Pubdate: Mon, 22 Jul 2002
Source: Beaufort Gazette, The (SC)
Copyright: 2002 The Beaufort Gazette
Source: Beaufort Gazette (SC)
Author: Robert Sharpe


Beaufort County schools are to be commended for not adopting a drug testing 
policy modeled after the Supreme Court's latest drug war exemption to the 
Constitution. Student involvement in after-school activities has been shown 
to reduce drug use. They keep kids busy during the hours they are most 
likely to get into trouble. Forcing students to undergo urine tests as a 
prerequisite will only discourage participation in extracurricular 
activities. Drug testing may also compel users of relatively harmless 
marijuana to switch to harder drugs to avoid testing positive. Despite a 
short-lived high, marijuana is the only drug that stays in the human body 
long enough to make urinalysis a deterrent. Marijuana's organic metabolites 
are fat-soluble and can linger for days.

Synthetic drugs are water-soluble and exit the body quickly.
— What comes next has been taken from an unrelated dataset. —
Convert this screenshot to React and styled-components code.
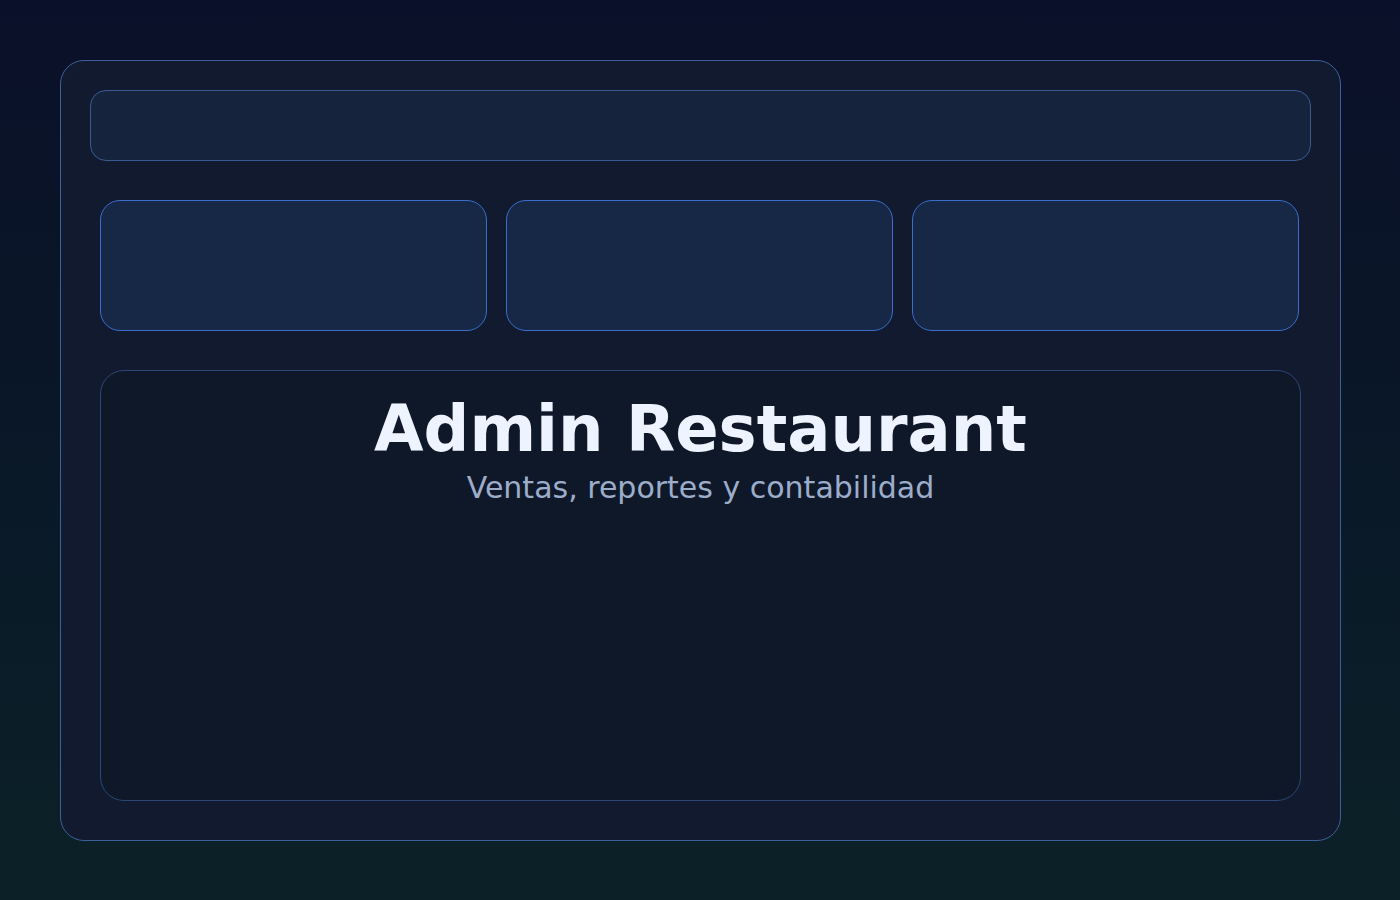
import React from 'react';
import styled, { createGlobalStyle } from 'styled-components';

const GlobalStyle = createGlobalStyle`
  html, body {
    margin: 0;
    padding: 0;
  }
  body {
    width: 1400px;
    height: 900px;
    background: linear-gradient(180deg, #0a1029 0%, #0a1828 50%, #0b2127 100%);
    font-family: "DejaVu Sans", "Liberation Sans", sans-serif;
    overflow: hidden;
  }
`

const Page = styled.div`
  box-sizing: border-box;
  width: 1400px;
  height: 900px;
  padding: 60px 59px 59px 60px;
`

const Frame = styled.div`
  box-sizing: border-box;
  height: 781px;
  border: 1px solid #3f5f9a;
  border-radius: 24px;
  background: #111a2e;
  padding: 29px 29px 39px;
  display: flex;
  flex-direction: column;
`

const TopBar = styled.div`
  box-sizing: border-box;
  height: 71px;
  border: 1px solid #3a5a94;
  border-radius: 16px;
  background: #15233d;
`

const CardRow = styled.div`
  display: grid;
  grid-template-columns: repeat(3, 387px);
  gap: 19px;
  margin: 39px 10px 0;
`

const Card = styled.div`
  box-sizing: border-box;
  height: 131px;
  border: 1px solid #3b6dcc;
  border-radius: 20px;
  background: #172847;
`

const Panel = styled.div`
  box-sizing: border-box;
  flex: 1;
  margin: 39px 10px 0;
  border: 1px solid #2c4676;
  border-radius: 24px;
  background: #0f1829;
  padding-top: 26px;
  display: flex;
  flex-direction: column;
  align-items: center;
`

const Title = styled.h1`
  margin: 0;
  font-size: 64px;
  line-height: 64px;
  font-weight: 700;
  color: #eef4ff;
`

const Subtitle = styled.p`
  margin: 12px 0 0;
  font-size: 30px;
  line-height: 30px;
  color: #9cadca;
`

export default function App() {
  return (
    <>
      <GlobalStyle />
      <Page>
        <Frame>
          <TopBar />
          <CardRow>
            <Card />
            <Card />
            <Card />
          </CardRow>
          <Panel>
            <Title>Admin Restaurant</Title>
            <Subtitle>Ventas, reportes y contabilidad</Subtitle>
          </Panel>
        </Frame>
      </Page>
    </>
  )
}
A student who 
takes ecstasy, meth, LSD or heroin Friday night will likely test clean 
Monday morning. If you think students don't know this, think again. The 
most commonly abused drug and the one most closely associated with violent 
behavior is almost impossible to detect with urinalysis. That drug is 
alcohol, and it takes far more student lives every year than all illegal 
drugs combined. Instead of wasting money on counterproductive drug tests, 
schools should invest in drug education.

Robert Sharpe, Drug Policy Alliance, Arlington, Va.